By Bertil Wedin………

The idea of a cable car connection between Kyrenia and St Hilarion was mentioned 30 years ago, but it was done so jokingly as the most vulgar development I could imagine.

 

Since 1985 I have lived in a widely unrecognised country with the awkwardly long name Turkish Republic of Northern Cyprus which is often shortened to TRNC, or North or Northern Cyprus. When I had moved here with my family from England more than 31 years ago, a retired British diplomat approached me at a party and said that he had heard that I was a journalist. He added: “Please do not write anything nice about this country. We do not want a lot of people to know that this is the last paradise on earth.”

Northern Cyprus was beautiful, decent and pleasant. It was wonderfully eccentric and very different from the increasingly regulated and troubled world of recognised countries.

In the troubled world, any country could be recognised if it were troubled enough. Happy kingdoms and duchies were tolerated only if they were fictional, like Peter Sellers’ Grand Fenwick, or if they kept a very low profile, like the Principality of Liechtenstein. In fact, soon after my meeting with the diplomat, I defied him by writing a booklet with the title North Cyprus – a Liechtenstein in the eastern Mediterranean. Soon I launched a radio programme on which I referred to the TRNC as “the last paradise on earth”.

At that time, a thinking Yorkshireman, Allan Cavinder, who was running a pub in central Kyrenia on the northern coast of the TRNC, suggested to his customers and to my listeners that the paradise in which we were privileged to live, might not last forever. The ugliness of the modern world would probably sneak in little by little. He raised the question to expatriates: “If that happened, at what point would you decide to leave the TRNC?”

Many people replied simply that they would never leave the TRNC. Others said that they would leave if and when “they introduce” credit cards, speed limits, or the compulsory use of seat belts in motorcars, or when “men with tattoos and earrings were allowed to live here”, or “if they allow high-rise buildings in Kyrenia”.

When it was my turn to reply, I decided to joke by referring to the most vulgar development I could imagine. “I shall leave”, I said, “when there are cable cars between Kyrenia and St Hilarion combined with a giant Mickey Mouse waving from the top of the crusader castle.”

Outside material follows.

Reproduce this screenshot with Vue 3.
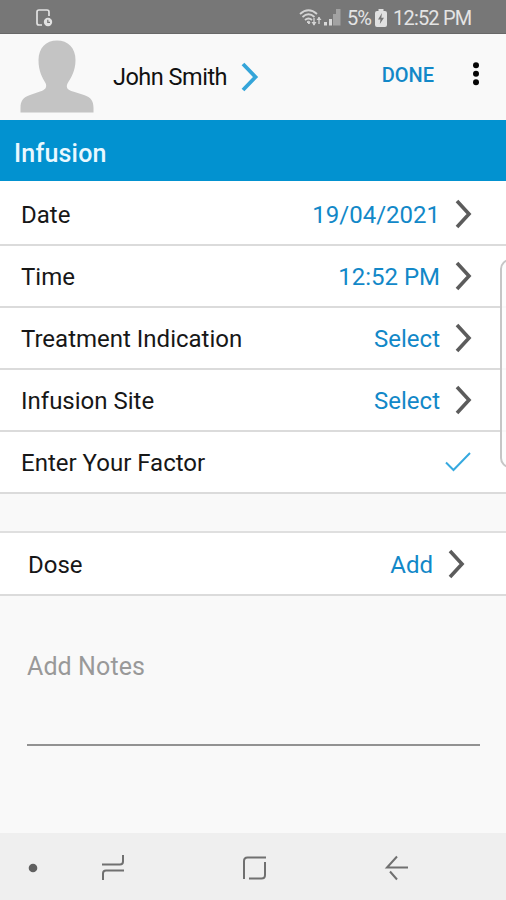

The fact that such cable cars are now being seriously discussed (though not necessarily combined with a Mickey Mouse) shows how times have changed. What was considered mad thirty years ago is now seen as possible.

Since 1985, the TRNC has taken many steps away from the paradise it was, in the direction of unpleasant modernity. Skyscrapers have destroyed the beauty of Kyrenia. Many charming old shops have gone so that most people will have to serve themselves in giant supermarkets in which they cannot escape loud and devilish music. Hotels that look like authoritarian state buildings from Orwell’s 1984 horror story keep thousands of people in their neighbourhoods tortured in their homes through the nights with greatly disturbing cacophony.

The invasion of modernity brings a slum culture that promotes vulgarity and makes it difficult for decent people to be free and undisturbed enough to listen to their own music and enjoy good conversation.

The proposed cable car connections would make the majestically beautiful Kyrenia mountain range appear as a symbol of vulgar taste.

The project, if it won approval, would also destroy a great deal of nature and wildlife. We should remember that it is the nature that makes the country beautiful, healthy and attractive, not the modern buildings and other constructions. Every time trees are felled to give way for “development” the land loses beauty and health, and the birds and other wild animals get less living space.

Have in mind also the people who would have to live under the steel wires, being looked at from above and disturbed by the ones who travel in the cable cars. Such intrusion of privacy would be unbearable.

Furthermore consider that this is a country in which lifts seldom work and where power cuts are frequent. It would be foolish to exclude the possibility of having cable car passengers stuck for long periods in the boxes high above the ground.

Moreover, do not forget the enormously strong winds we often have along the northern slope of the Kyrenia mountain range. Even the Swiss, with their long experience of mountainous cable cars, have not always been able to prevent the wires from being tangled.

St Hilarion Castle and the mountain range on which it was built long ago with miraculous skill are wonderful to visit. I have driven there hundreds of times and once I walked and climbed there. Every time, I enjoyed the beauty of that area so much that I shouted with delight.

The car journey from central Kyrenia to St Hilarion takes only 15-20 minutes. It gives you great pleasure and provides unbelievably beautiful views.There is absolutely no need for a cable car service. When the idea was first mentioned, it was only a joke. Leave it like that.

For God’s sake, please no cable cars!